> [PROBLEM DETAILS] Any pictures in the records below must be left out when you repeat the lines from the line containing "Write a component" through the line containing "import clsx from" exactly.
— START DATA RECORDS —
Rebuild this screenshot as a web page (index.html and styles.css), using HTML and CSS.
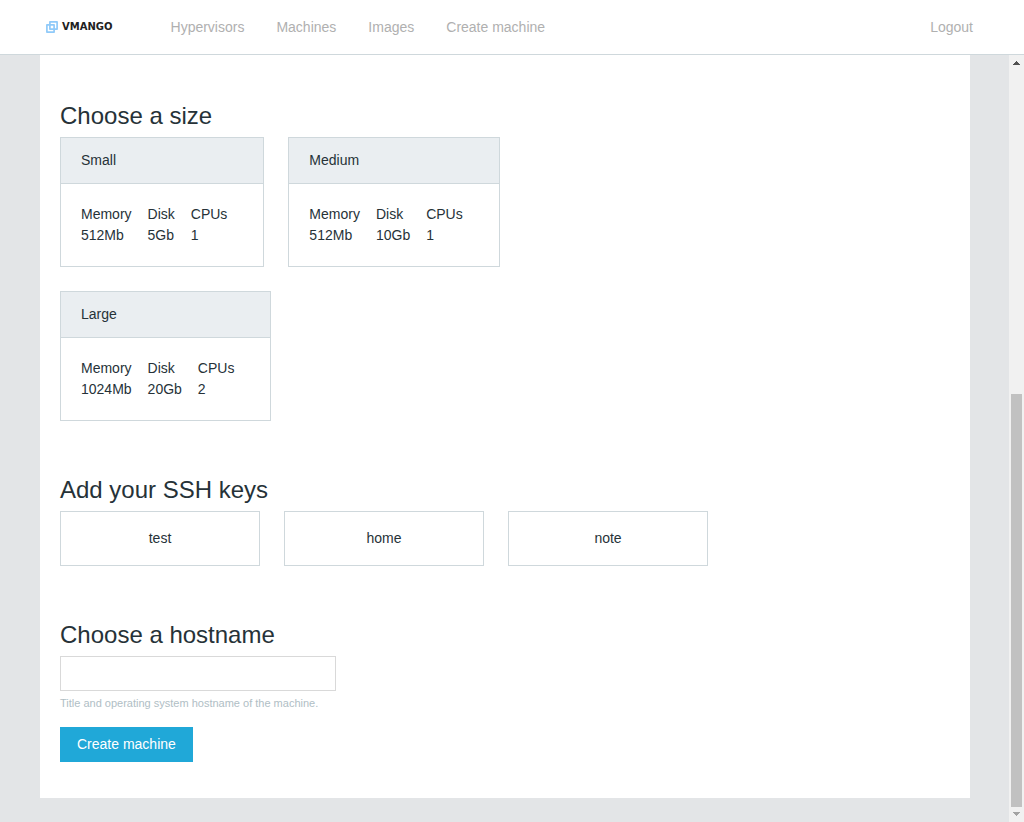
FILE: index.html
```html
<!DOCTYPE html>
<html lang="en">
<head>
<meta charset="utf-8">
<title>Create machine - Vmango</title>
<link rel="stylesheet" href="styles.css">
</head>
<body>
<header class="topbar">
  <a class="brand" href="#">
    <svg class="brand-icon" viewBox="0 0 12 12" aria-hidden="true">
      <g fill="none" stroke="#90caf9" stroke-width="1.7" stroke-linejoin="round">
        <rect x="3.9" y="0.9" width="7.2" height="7.2"/>
        <rect x="0.9" y="3.9" width="7.2" height="7.2"/>
      </g>
    </svg>
    <span>VMANGO</span>
  </a>
  <nav class="menu">
    <a href="#">Hypervisors</a>
    <a href="#">Machines</a>
    <a href="#">Images</a>
    <a href="#">Create machine</a>
  </nav>
  <a class="logout" href="#">Logout</a>
</header>
<div class="viewport">
  <main class="page">
    <form class="panel">
      <section class="section">
        <h2>Choose a size</h2>
        <div class="options">
          <article class="plan">
            <h3>Small</h3>
            <div class="plan-body">
              <table>
                <tr><th>Memory</th><th>Disk</th><th>CPUs</th></tr>
                <tr><td>512Mb</td><td>5Gb</td><td>1</td></tr>
              </table>
            </div>
          </article>
          <article class="plan">
            <h3>Medium</h3>
            <div class="plan-body">
              <table>
                <tr><th>Memory</th><th>Disk</th><th>CPUs</th></tr>
                <tr><td>512Mb</td><td>10Gb</td><td>1</td></tr>
              </table>
            </div>
          </article>
          <article class="plan">
            <h3>Large</h3>
            <div class="plan-body">
              <table>
                <tr><th>Memory</th><th>Disk</th><th>CPUs</th></tr>
                <tr><td>1024Mb</td><td>20Gb</td><td>2</td></tr>
              </table>
            </div>
          </article>
        </div>
      </section>
      <section class="section">
        <h2>Add your SSH keys</h2>
        <div class="options">
          <button class="key" type="button">test</button>
          <button class="key" type="button">home</button>
          <button class="key" type="button">note</button>
        </div>
      </section>
      <section class="section">
        <h2><label for="hostname">Choose a hostname</label></h2>
        <input class="field" id="hostname" type="text" aria-describedby="hostname-help">
        <p class="help" id="hostname-help">Title and operating system hostname of the machine.</p>
        <button class="submit" type="submit">Create machine</button>
      </section>
    </form>
  </main>
  <div class="scrollbar" aria-hidden="true">
    <svg class="arrow" viewBox="0 0 15 15"><path d="M4 10h7v-1h-1v-1h-1v-1h-1v-1h-1v1h-1v1h-1v1h-1z" fill="#505050"/></svg>
    <div class="track"><div class="thumb"></div></div>
    <svg class="arrow" viewBox="0 0 15 15"><path d="M4 5h7v1h-1v1h-1v1h-1v1h-1v-1h-1v-1h-1v-1h-1z" fill="#a3a3a3"/></svg>
  </div>
</div>
</body>
</html>
```
FILE: styles.css
```css
* {
  box-sizing: border-box;
}

body {
  margin: 0;
  min-height: 100vh;
  display: flex;
  flex-direction: column;
  background: #e3e5e7;
  color: #263238;
  font: 14px/21px "Liberation Sans", Arial, sans-serif;
}

.topbar {
  display: flex;
  align-items: center;
  height: 55px;
  padding: 0 51px 0 46px;
  background: #fff;
  border-bottom: 1px solid #cfd8dc;
}

.topbar a {
  color: #b0b0b0;
  text-decoration: none;
}

.topbar .brand {
  display: flex;
  align-items: center;
  gap: 4px;
  color: #212121;
  font: bold 10px/20px "DejaVu Sans", sans-serif;
}

.brand-icon {
  width: 12px;
  height: 12px;
}

.menu {
  display: flex;
  gap: 32px;
  margin-left: 58px;
}

.logout {
  margin-left: auto;
}

.viewport {
  display: flex;
  flex: 1;
}

.page {
  flex: 1;
  padding: 0 39px 24px 40px;
}

.panel {
  padding: 47px 20px 36px;
  background: #fff;
}

.section + .section {
  margin-top: 55px;
}

h2 {
  margin: 0 0 7px;
  font-size: 24px;
  line-height: 28px;
  font-weight: normal;
}

.options {
  display: flex;
  flex-wrap: wrap;
  gap: 24px;
  max-width: 660px;
}

.plan {
  border: 1px solid #cfd8dc;
}

.plan h3 {
  margin: 0;
  padding: 12px 20px;
  background: #eaeef1;
  border-bottom: 1px solid #cfd8dc;
  font-size: 14px;
  font-weight: normal;
}

.plan-body {
  padding: 20px;
}

.plan table {
  border-collapse: collapse;
}

.plan th,
.plan td {
  padding: 0 16px 0 0;
  font-weight: normal;
  text-align: left;
}

button,
input {
  margin: 0;
  border-radius: 0;
  color: inherit;
  font: inherit;
}

.key {
  width: 200px;
  height: 55px;
  background: #fff;
  border: 1px solid #cfd8dc;
}

.field {
  display: block;
  width: 276px;
  height: 35px;
  padding: 6px 12px;
  background: #fff;
  border: 1px solid #d9d9d9;
}

.help {
  margin: 4px 0 16px;
  color: #b0bec5;
  font-size: 11px;
  line-height: 16px;
}

.submit {
  display: block;
  height: 35px;
  padding: 0 17px;
  background: #20a8d8;
  border: 0;
  color: #fff;
}

.scrollbar {
  display: flex;
  flex-direction: column;
  width: 15px;
  background: #f1f1f1;
}

.arrow {
  display: block;
  width: 15px;
}

.track {
  display: flex;
  flex: 1;
  align-items: flex-end;
  padding: 0 2px;
}

.thumb {
  width: 100%;
  height: 56%;
  background: #c1c1c1;
}
```
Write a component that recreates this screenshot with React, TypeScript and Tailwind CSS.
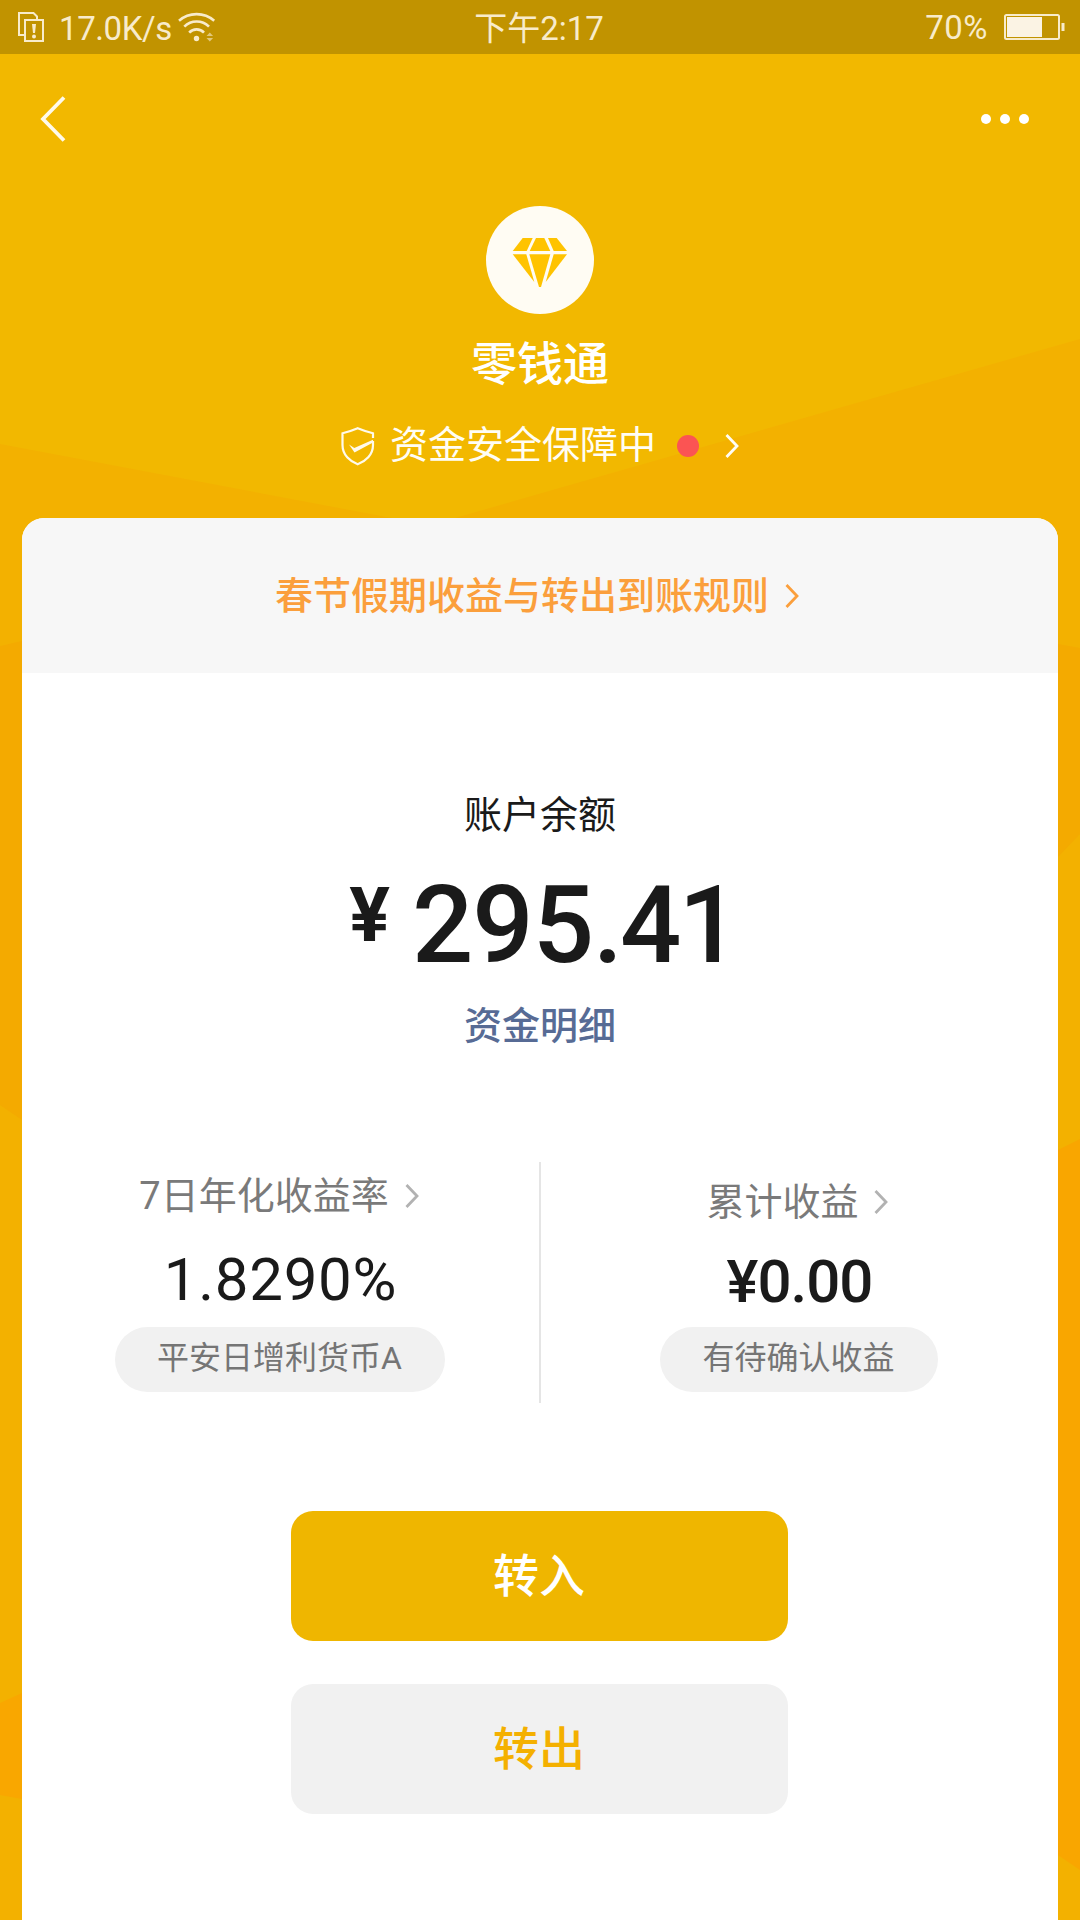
import clsx from "clsx"

/** Thin right-pointing arrow that follows every tappable label. */
function Chevron({ className }: { className?: string }) {
  return (
    <svg viewBox="0 0 14 24" fill="none" className={clsx("h-6 w-3.5 shrink-0", className)}>
      <path d="M1.5 1L12 12L1.5 23" stroke="currentColor" strokeWidth="2.8" />
    </svg>
  )
}

/** Low-contrast facets behind the card. */
function Backdrop() {
  return (
    <svg viewBox="0 0 1080 1920" className="absolute inset-0 h-full w-full">
      <rect width="1080" height="1920" fill="#f2b800" />
      <path d="M0 444L392 518H455L1080 339V1920H0Z" fill="#f3b100" />
      <path d="M0 646L22 641V1120L0 1105Z" fill="#f4aa00" />
      <path d="M0 1703L22 1693V1799L0 1795Z" fill="#f9a700" />
      <path d="M1058 644L1080 648V834L1058 857Z" fill="#f4aa00" />
      <path d="M1058 1150L1080 1139V1870L1058 1855Z" fill="#f9a600" />
    </svg>
  )
}

function StatusBar() {
  return (
    <div className="relative flex h-[54px] items-center bg-[#c19300] text-[33px] leading-[54px] text-[#f8ebcb]">
      <svg viewBox="0 0 27 31" fill="none" className="ml-[18px] h-[31px] w-[27px]">
        <path d="M6 23H1V1H15.5L19 4.5V8" stroke="currentColor" strokeWidth="2" />
        <rect x="7" y="8" width="18" height="21" stroke="currentColor" strokeWidth="2" />
        <path d="M14 12H18L17 21H15Z" fill="currentColor" />
        <circle cx="16" cy="24.5" r="2" fill="currentColor" />
      </svg>
      <span className="ml-3.5 w-[117px] pt-[3px] tracking-[-0.4px]">17.0K/s</span>
      <svg viewBox="0 0 40 34" fill="none" className="h-[34px] w-10">
        <g stroke="currentColor" strokeWidth="2.6">
          <path d="M3 10.8A26.6 26.6 0 0 1 38.2 10.8" />
          <path d="M8.3 16.6A17.5 17.5 0 0 1 33 16.6" />
          <path d="M13.2 22.6A10 10 0 0 1 28 22.6" />
        </g>
        <circle cx="20.5" cy="28.5" r="2.7" fill="currentColor" />
        <path d="M30.5 26L33.8 22.5L37.1 26ZM30.5 28L33.8 31.5L37.1 28Z" fill="currentColor" opacity="0.6" />
      </svg>
      <div className="absolute inset-x-0 top-0.5 pr-0.5 text-center">下午2:17</div>
      <span className="ml-auto mr-4 pt-px tracking-[0.5px]">70%</span>
      <svg viewBox="0 0 61 26" fill="none" className="mr-[15px] h-[26px] w-[61px]">
        <rect x="1" y="1" width="54" height="24" rx="1.5" stroke="currentColor" strokeWidth="2" />
        <rect x="3" y="3" width="35" height="20" fill="#fbf3e4" />
        <path d="M57.5 9H60.5V17H57.5Z" fill="currentColor" />
      </svg>
    </div>
  )
}

function NavBar() {
  return (
    <nav className="flex h-[130px] items-center justify-between pl-10 pr-[51px] text-white">
      <svg viewBox="0 0 26 46" fill="none" className="h-[46px] w-[26px]">
        <path d="M24 1.5L3 23L24 44.5" stroke="#fffaeb" strokeWidth="3.8" />
      </svg>
      <div className="flex gap-[9px]">
        <i className="size-2.5 rounded-full bg-white" />
        <i className="size-2.5 rounded-full bg-white" />
        <i className="size-2.5 rounded-full bg-white" />
      </div>
    </nav>
  )
}

function DiamondLogo() {
  return (
    <svg viewBox="0 0 108 108" className="mt-[22px] size-[108px]">
      <circle cx="54" cy="54" r="54" fill="#fffcf3" />
      <g fill="#ffc300">
        <path d="M36.7 32H46.7L40.7 45H26.7Z" />
        <path d="M50 32H58.3L64.3 45H43.7Z" />
        <path d="M62 32H70.7L81 45H67.7Z" />
        <path d="M26.7 48.3H40.3L48.3 76Z" />
        <path d="M43.3 48.3H64.3L55 81H53Z" />
        <path d="M67.7 48.3H81L59.7 76Z" />
      </g>
    </svg>
  )
}

function ShieldIcon() {
  return (
    <svg viewBox="0 0 34 39" fill="none" className="mt-0.5 h-[39px] w-[34px]">
      <path
        d="M32 11V6.3C26.5 5 21.5 3.3 16.7 1.3C12 3.3 7 5 1.5 6.3V18C1.5 28 9 34.5 16.7 37.3C24.5 34.5 32 28 32 18V14"
        stroke="#fffaeb"
        strokeWidth="2.2"
      />
      <path d="M8 17.5L13.3 21L32 12.8V15.6L13.5 25.5Z" fill="#fffaeb" />
    </svg>
  )
}

type StatProps = {
  label: string
  value: string
  tag: string
  className?: string
  labelClass?: string
  valueClass?: string
  tagClass?: string
}

function Stat({ label, value, tag, className, labelClass, valueClass, tagClass }: StatProps) {
  return (
    <div className={clsx("flex flex-1 flex-col items-center pb-[11px]", className)}>
      <div className={clsx("flex h-[50px] items-center text-[38px] leading-[50px] text-[#7a7a7a]", labelClass)}>
        {label}
        <Chevron className="text-[#b2b2b2]" />
      </div>
      <div className={clsx("text-6xl leading-[60px] text-[#1a1a1a]", valueClass)}>{value}</div>
      <div
        className={clsx(
          "mr-0.5 mt-auto h-[65px] rounded-full bg-[#f1f1f1] text-center text-[32px] leading-[62px] text-[#757575]",
          tagClass
        )}
      >
        {tag}
      </div>
    </div>
  )
}

export default function App() {
  return (
    <div className="relative h-[1920px] w-[1080px] overflow-hidden font-['Roboto','Noto_Sans_CJK_SC',sans-serif]">
      <Backdrop />
      <div className="relative flex h-full flex-col">
        <StatusBar />
        <NavBar />

        <header className="flex h-[334px] flex-col items-center text-white">
          <DiamondLogo />
          <h1 className="mt-5 text-[46px] font-medium leading-[60px]">零钱通</h1>
          <div className="mt-[26px] flex h-[50px] items-center text-[38px] leading-[50px] text-[#fffdf5]">
            <ShieldIcon />
            <span className="ml-[15px]">资金安全保障中</span>
            <i className="ml-[21px] mt-0.5 size-[22px] rounded-full bg-[#fb5453]" />
            <Chevron className="ml-[26px] mt-0.5" />
          </div>
        </header>

        <main className="mx-[22px] flex flex-1 flex-col items-center overflow-hidden rounded-t-[22px] bg-white">
          <div className="flex h-[155px] w-full items-center justify-center gap-4 bg-[#f7f7f7] pr-1.5 text-[38px] font-medium leading-[50px] text-[#fb9f3c]">
            春节假期收益与转出到账规则
            <Chevron />
          </div>

          <p className="mt-[117px] text-[38px] leading-[50px] text-[#1a1a1a]">账户余额</p>
          <div className="-mr-1.5 mt-[35px] flex h-[100px] gap-[22px] font-medium text-[#1a1a1a]">
            <span className="text-[76px] font-bold leading-[80px]">¥</span>
            <span className="text-[108px] leading-[100px] tracking-[-1px]">
              295<span className="tracking-[-3px]">.41</span>
            </span>
          </div>
          <p className="mt-[26px] text-[38px] font-medium leading-[50px] text-[#576b95]">资金明细</p>

          <section className="mt-[111px] flex h-[241px] w-full">
            <Stat
              label="7日年化收益率"
              value="1.8290%"
              tag="平安日增利货币A"
              className="pt-[9px]"
              labelClass="gap-4 pr-[3px]"
              valueClass="mt-[29px] tracking-[0.7px]"
              tagClass="w-[330px]"
            />
            <div className="w-0.5 bg-[#e5e5e5]" />
            <Stat
              label="累计收益"
              value="¥0.00"
              tag="有待确认收益"
              className="pt-[15px]"
              labelClass="gap-[15px] pr-[5px]"
              valueClass="mt-[25px] font-medium tracking-[-1px]"
              tagClass="w-[278px]"
            />
          </section>

          <div className="mr-0.5 mt-[108px] flex w-[497px] flex-col gap-[43px] text-[46px] font-medium">
            <button className="h-[130px] rounded-[22px] bg-[#efb600] text-white">转入</button>
            <button className="h-[130px] rounded-[22px] bg-[#f1f1f1] text-[#f4b000]">转出</button>
          </div>
        </main>
      </div>
    </div>
  )
}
— END DATA RECORDS —
> [THE RESULT]
Write a component that recreates this screenshot with React, TypeScript and Tailwind CSS.
import clsx from "clsx"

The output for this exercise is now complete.